White House Details Plans for Infrastructure Bill's Port Funding
After months of wrangling, the U.S. House of Representatives has finally passed an infrastructure bill that will provide $550 billion in new financing for roads, railways and other hard infrastructure.
Passenger rail operator Amtrak is the biggest single beneficiary, receiving more than 10 percent of the entire package ($66 billion) to support its maintenance and expansion projects. State and local highway agencies will split $110 billion in funding for roads, bridges and major infrastructure projects, including financing to improve freight corridors. Freight rail operators will benefit from another $6 billion in support for grade crossing and track improvements.
These road and rail improvements will indirectly benefit America's busiest seaports, which are struggling to find room on the docks for a flood of imported container cargo. Trucking and rail operators have struggled to keep up with surging consumer demand, and their inability to remove import containers from U.S. seaports has been a leading factor in supply chain congestion this year.

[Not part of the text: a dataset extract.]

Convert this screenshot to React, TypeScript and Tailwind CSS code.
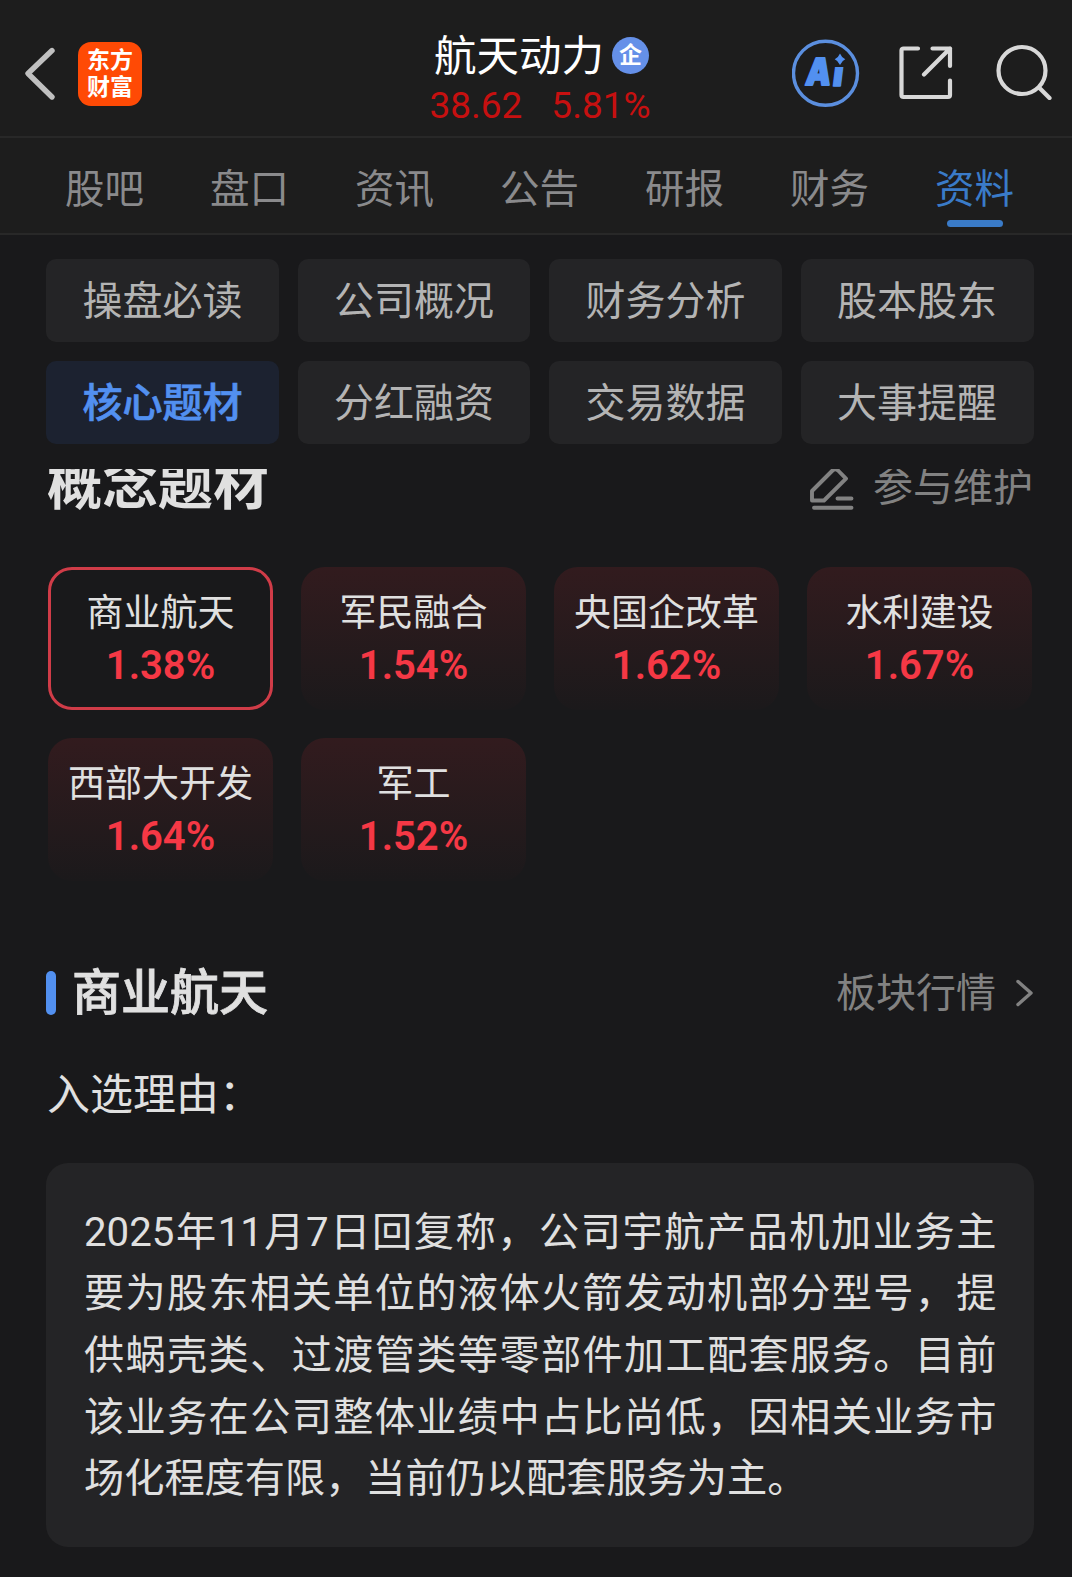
const tabs = ["股吧", "盘口", "资讯", "公告", "研报", "财务", "资料"];

const sections = [
  "操盘必读",
  "公司概况",
  "财务分析",
  "股本股东",
  "核心题材",
  "分红融资",
  "交易数据",
  "大事提醒",
];

const concepts = [
  { name: "商业航天", change: "1.38%" },
  { name: "军民融合", change: "1.54%" },
  { name: "央国企改革", change: "1.62%" },
  { name: "水利建设", change: "1.67%" },
  { name: "西部大开发", change: "1.64%" },
  { name: "军工", change: "1.52%" },
];

function BackIcon() {
  return (
    <svg width="32" height="56" viewBox="0 0 32 56" fill="none" stroke="#c0c0c0" strokeWidth="5.4" strokeLinecap="round" strokeLinejoin="round">
      <path d="M28 4.5 4 27.5 28 51" />
    </svg>
  );
}

function AiIcon() {
  return (
    <svg width="68" height="68" viewBox="0 0 68 68">
      <defs>
        <clipPath id="stem">
          <rect x="36" y="28" width="30" height="30" />
        </clipPath>
      </defs>
      <circle cx="33.5" cy="34.3" r="32" fill="none" stroke="#5b8fdf" strokeWidth="3.4" />
      <g fill="#5290f0" stroke="#5290f0" strokeLinejoin="round" fontFamily="Inter" fontWeight="900">
        <g transform="translate(12.8 45.5) skewX(-7)">
          <text x="0" y="0" fontSize="37" strokeWidth="2" textLength="25" lengthAdjust="spacingAndGlyphs">A</text>
        </g>
        <g clipPath="url(#stem)">
          <g transform="translate(39.8 47.3) skewX(-7)">
            <text x="0" y="0" fontSize="35" strokeWidth="1.4">i</text>
          </g>
        </g>
      </g>
      <path d="M48 14.5 Q49.6 18.6 53.3 20.2 Q49.6 21.8 48 26 Q46.4 21.8 42.7 20.2 Q46.4 18.6 48 14.5Z" fill="#5290f0" />
    </svg>
  );
}

function ShareIcon() {
  return (
    <svg width="54" height="54" viewBox="0 0 54 54" fill="none" stroke="#d8d8d8" strokeWidth="4.2" strokeLinecap="round" strokeLinejoin="round">
      <path d="M19 2.5H4.5a2 2 0 0 0-2 2V49a2 2 0 0 0 2 2H49a2 2 0 0 0 2-2V34.5" />
      <path d="M33.5 2.5H51V20M51 2.5 25 28.5" />
    </svg>
  );
}

function SearchIcon() {
  return (
    <svg width="56" height="56" viewBox="0 0 56 56" fill="none" stroke="#d8d8d8" strokeWidth="4.2" strokeLinecap="round">
      <circle cx="26" cy="26.5" r="23.5" />
      <path d="m43.5 44 10 10" />
    </svg>
  );
}

function EditIcon() {
  return (
    <svg width="44" height="44" viewBox="0 0 44 44" fill="none" stroke="#828282" strokeWidth="3.9" strokeLinecap="round" strokeLinejoin="round">
      <path d="M2 34.5V25L22.5 4.5a4 4 0 0 1 5.6 0L36 12.6 14 34.5Z" />
      <path d="M27.5 32.5H41.5M4 41.7H41.5" />
    </svg>
  );
}

export default function App() {
  return (
    <div className="h-[1577px] w-[1072px] overflow-hidden bg-[#19191b] font-['Roboto','Noto_Sans_CJK_SC',sans-serif] text-[#e0e0e0]">
      <header className="grid h-[138px] grid-cols-[1fr_auto_1fr] border-b-2 border-[#282828] bg-[#1d1d1d]">
        <div className="flex items-start pl-[24px] pt-[42px]">
          <div className="mt-[4px]">
            <BackIcon />
          </div>
          <div className="ml-[22px] flex h-16 w-16 flex-col items-center justify-center rounded-[13px] bg-[#ff4a05] text-[23px] leading-[27px] font-bold text-white">
            <span>东方</span>
            <span>财富</span>
          </div>
        </div>
        <div className="flex flex-col items-center pt-[33px] pl-[8px]">
          <div className="flex h-12 items-center gap-[8px] pl-[3px]">
            <h1 className="text-[42.5px] leading-[48px] text-white">航天动力</h1>
            <span className="-mt-[3px] flex h-[37px] w-[37px] items-center justify-center rounded-full bg-[#6590e8] text-[23px] leading-none font-bold text-white">
              企
            </span>
          </div>
          <div className="-mt-[2px] flex gap-[29px] text-[37px] leading-[54px] text-[#c61010]">
            <span>38.62</span>
            <span>5.81%</span>
          </div>
        </div>
        <div className="flex items-start justify-end pr-[20px] pt-[39px]">
          <AiIcon />
          <div className="ml-[39px] mt-[7px]">
            <ShareIcon />
          </div>
          <div className="ml-[43px] mt-[5px]">
            <SearchIcon />
          </div>
        </div>
      </header>

      <nav className="grid h-[97px] grid-cols-7 border-b-2 border-[#282828] bg-[#1d1d1d] pr-[25px] pl-[32px]">
        {tabs.map((tab) => {
          const active = tab === "资料";
          return (
            <div key={tab} className="flex flex-col items-center pt-[28px]">
              <span className={active ? "text-[39.5px] leading-[48px] text-[#3a7bc8]" : "text-[39.5px] leading-[48px] text-[#8a8a8c]"}>{tab}</span>
              {active && <span className="mt-[6px] h-[7px] w-[56px] rounded-full bg-[#3a7bc8]" />}
            </div>
          );
        })}
      </nav>

      <div className="grid grid-cols-4 gap-x-[18.7px] gap-y-[19px] pt-[24px] pr-[38.5px] pl-[46px]">
        {sections.map((label) => (
          <button
            key={label}
            className={
              label === "核心题材"
                ? "h-[83px] rounded-[10px] bg-[#1c2230] pt-px text-[40px] leading-[84px] font-medium text-[#5290f0] [-webkit-text-stroke:0.7px_#5290f0]"
                : "h-[83px] rounded-[10px] bg-[#242426] pt-px text-[40px] leading-[84px] text-[#b4b4b4]"
            }
          >
            {label}
          </button>
        ))}
      </div>

      <div className="mt-[25px] flex h-[98px] items-start justify-between overflow-hidden pr-[39px] pl-[47px]">
        <h2 className="-mt-[23px] text-[55.4px] leading-[80px] font-bold">概念题材</h2>
        <div className="flex items-start gap-[19px] text-[#828282]">
          <div className="-mt-[3px]">
            <EditIcon />
          </div>
          <span className="-mt-[11px] text-[40px] leading-[60px]">参与维护</span>
        </div>
      </div>

      <div className="grid grid-cols-4 gap-7 pr-[40px] pl-[48px]">
        {concepts.map((c, i) => (
          <div
            key={c.name}
            className={
              i === 0
                ? "flex h-[143px] flex-col items-center rounded-[24px] border-3 border-[#d03c48] pt-[20px]"
                : "flex h-[143px] flex-col items-center rounded-[24px] bg-linear-to-b from-[#321b1e] to-[#1b191b] pt-[23px]"
            }
          >
            <span className="text-[37px] leading-[48px]">{c.name}</span>
            <span className="-mt-[2px] text-[40px] leading-[60px] font-semibold text-[#f53845]">{c.change}</span>
          </div>
        ))}
      </div>

      <div className="mt-[80px] flex h-16 items-center justify-between pr-[39px] pl-[46px]">
        <div className="flex items-center">
          <span className="-mt-px h-[44px] w-[10px] rounded-full bg-[#5290f0]" />
          <h3 className="mt-[2px] ml-[16px] text-[49px] leading-[64px] font-medium [-webkit-text-stroke:0.8px_#e0e0e0]">商业航天</h3>
        </div>
        <div className="flex items-center text-[#828282]">
          <span className="mt-[2px] text-[40px] leading-[60px]">板块行情</span>
          <svg className="ml-[20px]" width="17" height="28" viewBox="0 0 17 28" fill="none" stroke="#828282" strokeWidth="3.4" strokeLinecap="round" strokeLinejoin="round">
            <path d="M2 2.5 15 14 2 25.5" />
          </svg>
        </div>
      </div>

      <p className="mt-[40px] pl-[47px] text-[43px] leading-[60px]">入选理由：</p>

      <div className="mt-[38px] mr-[38.5px] ml-[46px] h-[384px] rounded-[22px] bg-[#242426] pt-[38.5px] pr-[37px] pl-[38px]">
        <p className="text-justify text-[40.2px] leading-[61.7px]">
          2025年11月7日回复称，公司宇航产品机加业务主要为股东相关单位的液体火箭发动机部分型号，提供蜗壳类、过渡管类等零部件加工配套服务。目前该业务在公司整体业绩中占比尚低，因相关业务市场化程度有限，当前仍以配套服务为主。
        </p>
      </div>
    </div>
  );
}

Seaports will also receive direct assistance from the package. About $4 billion will go to the U.S. Army Corps of Engineers' Operations & Maintenance (O&M) account for investments in critical inland and coastal port infrastructure, including dredging operations. In a statement Tuesday, the White House said that USACE would map out its project plans for using this funding within the next 60 days.
The Corps of Engineers is also getting a massive infusion of $11.6 billion for its Construction account, used for capital improvements. $2.5 billion of this amount is earmarked for inland waterways projects, and another $2.5 billion will go towards inland flood risk management.
In addition to major USACE projects, U.S. ports will also benefit from a $50 million-per-year emissions reduction and electrification program, along with an intermodal rail grant program. Ports will also be eligible to apply and compete against other sectors for climate change mitigation and resilience grants.
These programs will help in the medium to long term, but the Biden administration is acutely aware of the need to address supply chain problems immediately - especially the bottlenecks at U.S. seaports. In its statement, the White House said that DOT will begin a competition for $475 million in port infrastructure funding within the next 90 days - its first port-related disbursements related to the new infrastructure bill. The administration also noted that DOT will soon be announcing the winners of the FY2021 Port Infrastructure Development Grant program, which has a total budget of $230 million.
The White House added that it would also give seaports more flexibility to use leftover funds from federal projects in order to address congestion. In one example, the Georgia Port Authority - the administrator for the Port of Savannah - will be allowed to use $8 million to set up five container storage yards at inland sites, away from the port's overcrowded piers. This will free up more space on its docks and allow it to accept more cargo.